**Task**
Set out each line from the following listing that includes the word "styles".

##############################

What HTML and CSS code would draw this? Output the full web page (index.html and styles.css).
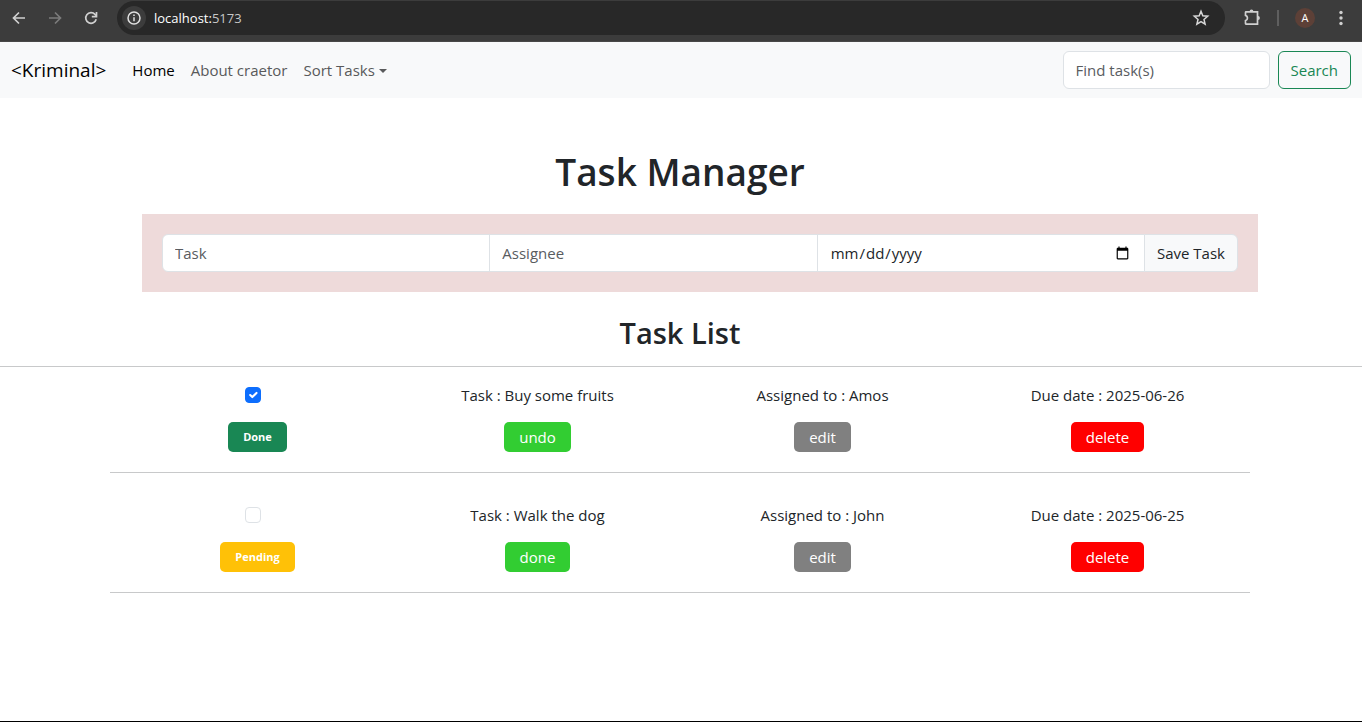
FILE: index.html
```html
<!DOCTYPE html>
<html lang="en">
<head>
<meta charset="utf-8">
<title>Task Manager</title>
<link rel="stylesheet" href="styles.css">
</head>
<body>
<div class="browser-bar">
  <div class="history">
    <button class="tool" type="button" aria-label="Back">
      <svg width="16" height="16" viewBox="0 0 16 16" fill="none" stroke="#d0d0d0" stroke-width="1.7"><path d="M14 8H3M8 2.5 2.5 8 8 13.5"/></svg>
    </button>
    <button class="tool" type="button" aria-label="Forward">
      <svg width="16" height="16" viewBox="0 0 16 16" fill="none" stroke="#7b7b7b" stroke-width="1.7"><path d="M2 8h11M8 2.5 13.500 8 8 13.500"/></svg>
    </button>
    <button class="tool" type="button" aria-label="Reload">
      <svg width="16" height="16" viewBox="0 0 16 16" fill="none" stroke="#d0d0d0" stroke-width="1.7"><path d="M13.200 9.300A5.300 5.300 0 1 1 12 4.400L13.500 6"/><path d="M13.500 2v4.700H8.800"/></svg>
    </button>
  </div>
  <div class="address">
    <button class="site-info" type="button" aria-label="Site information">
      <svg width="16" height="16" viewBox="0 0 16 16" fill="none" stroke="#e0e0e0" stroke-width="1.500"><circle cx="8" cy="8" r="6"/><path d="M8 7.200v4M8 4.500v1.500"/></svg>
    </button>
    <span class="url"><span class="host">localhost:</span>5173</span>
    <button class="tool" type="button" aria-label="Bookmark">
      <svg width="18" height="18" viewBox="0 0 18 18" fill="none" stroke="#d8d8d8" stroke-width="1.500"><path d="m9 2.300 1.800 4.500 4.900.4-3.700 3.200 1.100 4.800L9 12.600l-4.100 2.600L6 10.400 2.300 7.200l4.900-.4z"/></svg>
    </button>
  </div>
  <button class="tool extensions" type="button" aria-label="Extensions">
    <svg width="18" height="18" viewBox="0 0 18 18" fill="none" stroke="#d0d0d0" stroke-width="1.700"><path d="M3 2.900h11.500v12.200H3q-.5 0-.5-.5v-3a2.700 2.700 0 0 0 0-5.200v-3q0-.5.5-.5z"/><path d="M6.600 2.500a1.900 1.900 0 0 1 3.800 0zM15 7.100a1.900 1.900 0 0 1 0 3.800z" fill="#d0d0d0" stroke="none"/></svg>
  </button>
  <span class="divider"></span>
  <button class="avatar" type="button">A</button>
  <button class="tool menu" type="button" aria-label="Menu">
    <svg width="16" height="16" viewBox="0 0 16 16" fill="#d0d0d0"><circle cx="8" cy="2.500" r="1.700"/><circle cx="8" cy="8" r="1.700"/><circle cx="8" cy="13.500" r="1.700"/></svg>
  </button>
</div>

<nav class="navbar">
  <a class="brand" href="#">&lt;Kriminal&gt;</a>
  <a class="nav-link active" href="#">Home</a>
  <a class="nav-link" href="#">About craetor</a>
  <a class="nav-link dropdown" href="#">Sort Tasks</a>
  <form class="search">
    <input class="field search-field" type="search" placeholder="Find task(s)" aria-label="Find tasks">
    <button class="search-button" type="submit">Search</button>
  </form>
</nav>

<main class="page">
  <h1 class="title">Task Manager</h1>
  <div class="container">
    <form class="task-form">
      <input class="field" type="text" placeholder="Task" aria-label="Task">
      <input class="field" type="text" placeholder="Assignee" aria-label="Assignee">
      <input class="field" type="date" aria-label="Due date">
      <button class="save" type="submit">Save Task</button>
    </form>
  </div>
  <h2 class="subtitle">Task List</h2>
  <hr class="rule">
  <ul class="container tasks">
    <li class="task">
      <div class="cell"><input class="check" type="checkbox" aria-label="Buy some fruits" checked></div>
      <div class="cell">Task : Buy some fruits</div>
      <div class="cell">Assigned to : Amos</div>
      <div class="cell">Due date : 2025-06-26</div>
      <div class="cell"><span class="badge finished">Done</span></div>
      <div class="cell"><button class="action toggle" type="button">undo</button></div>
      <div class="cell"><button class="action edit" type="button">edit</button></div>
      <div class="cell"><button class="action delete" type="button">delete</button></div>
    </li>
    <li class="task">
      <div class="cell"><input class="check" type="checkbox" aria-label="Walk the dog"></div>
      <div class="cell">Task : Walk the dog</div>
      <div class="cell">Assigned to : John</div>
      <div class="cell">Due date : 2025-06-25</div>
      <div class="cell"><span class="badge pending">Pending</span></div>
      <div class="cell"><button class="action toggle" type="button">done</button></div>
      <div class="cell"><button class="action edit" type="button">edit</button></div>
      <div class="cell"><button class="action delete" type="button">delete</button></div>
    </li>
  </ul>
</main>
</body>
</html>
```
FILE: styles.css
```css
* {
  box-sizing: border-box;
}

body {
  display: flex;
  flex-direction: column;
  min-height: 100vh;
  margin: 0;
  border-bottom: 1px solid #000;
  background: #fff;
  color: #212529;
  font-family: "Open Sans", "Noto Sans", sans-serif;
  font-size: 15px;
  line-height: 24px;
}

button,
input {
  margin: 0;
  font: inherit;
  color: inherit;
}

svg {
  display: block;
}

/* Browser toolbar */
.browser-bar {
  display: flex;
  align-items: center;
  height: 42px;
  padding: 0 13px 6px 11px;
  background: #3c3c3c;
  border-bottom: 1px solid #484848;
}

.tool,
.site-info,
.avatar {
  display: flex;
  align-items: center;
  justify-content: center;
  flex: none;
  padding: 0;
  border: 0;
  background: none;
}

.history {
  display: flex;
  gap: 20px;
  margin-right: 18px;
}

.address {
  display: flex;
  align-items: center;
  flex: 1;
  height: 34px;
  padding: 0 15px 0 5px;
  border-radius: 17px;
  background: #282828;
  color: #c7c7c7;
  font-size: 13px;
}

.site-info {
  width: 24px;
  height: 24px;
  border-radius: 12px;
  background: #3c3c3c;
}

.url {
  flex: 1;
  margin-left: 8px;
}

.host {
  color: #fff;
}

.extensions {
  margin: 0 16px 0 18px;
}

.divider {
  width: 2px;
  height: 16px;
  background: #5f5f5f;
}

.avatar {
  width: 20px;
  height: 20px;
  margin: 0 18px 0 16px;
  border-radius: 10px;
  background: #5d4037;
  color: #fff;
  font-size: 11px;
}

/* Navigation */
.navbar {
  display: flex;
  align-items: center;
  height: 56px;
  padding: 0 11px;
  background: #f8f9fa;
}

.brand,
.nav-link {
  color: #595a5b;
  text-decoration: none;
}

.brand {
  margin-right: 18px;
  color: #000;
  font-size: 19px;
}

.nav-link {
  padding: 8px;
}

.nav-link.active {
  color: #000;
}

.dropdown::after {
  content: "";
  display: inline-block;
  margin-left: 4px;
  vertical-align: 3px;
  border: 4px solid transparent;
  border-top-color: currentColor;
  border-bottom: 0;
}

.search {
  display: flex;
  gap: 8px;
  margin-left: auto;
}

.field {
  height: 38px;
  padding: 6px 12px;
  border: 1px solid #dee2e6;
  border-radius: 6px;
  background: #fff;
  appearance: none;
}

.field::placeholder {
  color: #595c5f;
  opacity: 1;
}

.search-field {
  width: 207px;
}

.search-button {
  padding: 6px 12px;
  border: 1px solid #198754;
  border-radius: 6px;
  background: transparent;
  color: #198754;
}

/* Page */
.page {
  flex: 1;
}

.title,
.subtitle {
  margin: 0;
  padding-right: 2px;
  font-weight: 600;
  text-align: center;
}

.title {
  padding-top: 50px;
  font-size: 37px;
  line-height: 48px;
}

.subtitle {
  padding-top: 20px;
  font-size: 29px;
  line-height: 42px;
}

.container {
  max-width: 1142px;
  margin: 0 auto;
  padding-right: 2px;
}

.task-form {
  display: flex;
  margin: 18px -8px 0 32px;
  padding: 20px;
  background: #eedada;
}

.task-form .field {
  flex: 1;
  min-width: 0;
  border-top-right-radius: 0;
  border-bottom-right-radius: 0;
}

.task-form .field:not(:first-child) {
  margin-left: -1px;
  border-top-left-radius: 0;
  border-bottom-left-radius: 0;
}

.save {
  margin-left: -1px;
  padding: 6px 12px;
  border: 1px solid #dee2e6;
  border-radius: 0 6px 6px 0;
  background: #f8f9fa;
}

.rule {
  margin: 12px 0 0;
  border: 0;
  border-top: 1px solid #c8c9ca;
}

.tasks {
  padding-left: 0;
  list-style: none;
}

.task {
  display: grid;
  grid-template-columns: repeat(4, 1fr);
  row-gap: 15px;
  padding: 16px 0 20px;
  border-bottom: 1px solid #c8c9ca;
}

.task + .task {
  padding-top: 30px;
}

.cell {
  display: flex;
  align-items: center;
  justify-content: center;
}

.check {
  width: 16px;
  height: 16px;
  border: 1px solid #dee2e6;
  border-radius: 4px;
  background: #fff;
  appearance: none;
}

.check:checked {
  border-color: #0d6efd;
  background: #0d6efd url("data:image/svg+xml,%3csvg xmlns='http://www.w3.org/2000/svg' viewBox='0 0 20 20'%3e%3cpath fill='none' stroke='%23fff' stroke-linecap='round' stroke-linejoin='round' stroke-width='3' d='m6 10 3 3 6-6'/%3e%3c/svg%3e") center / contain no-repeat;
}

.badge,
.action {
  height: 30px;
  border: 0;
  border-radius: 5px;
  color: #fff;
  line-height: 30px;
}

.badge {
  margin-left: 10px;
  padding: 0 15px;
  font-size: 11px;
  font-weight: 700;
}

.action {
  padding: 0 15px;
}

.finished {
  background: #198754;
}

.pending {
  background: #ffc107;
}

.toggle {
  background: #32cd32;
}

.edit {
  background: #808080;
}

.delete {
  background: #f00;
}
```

##############################

**Final answer**
What HTML and CSS code would draw this? Output the full web page (index.html and styles.css).
<link rel="stylesheet" href="styles.css">
FILE: styles.css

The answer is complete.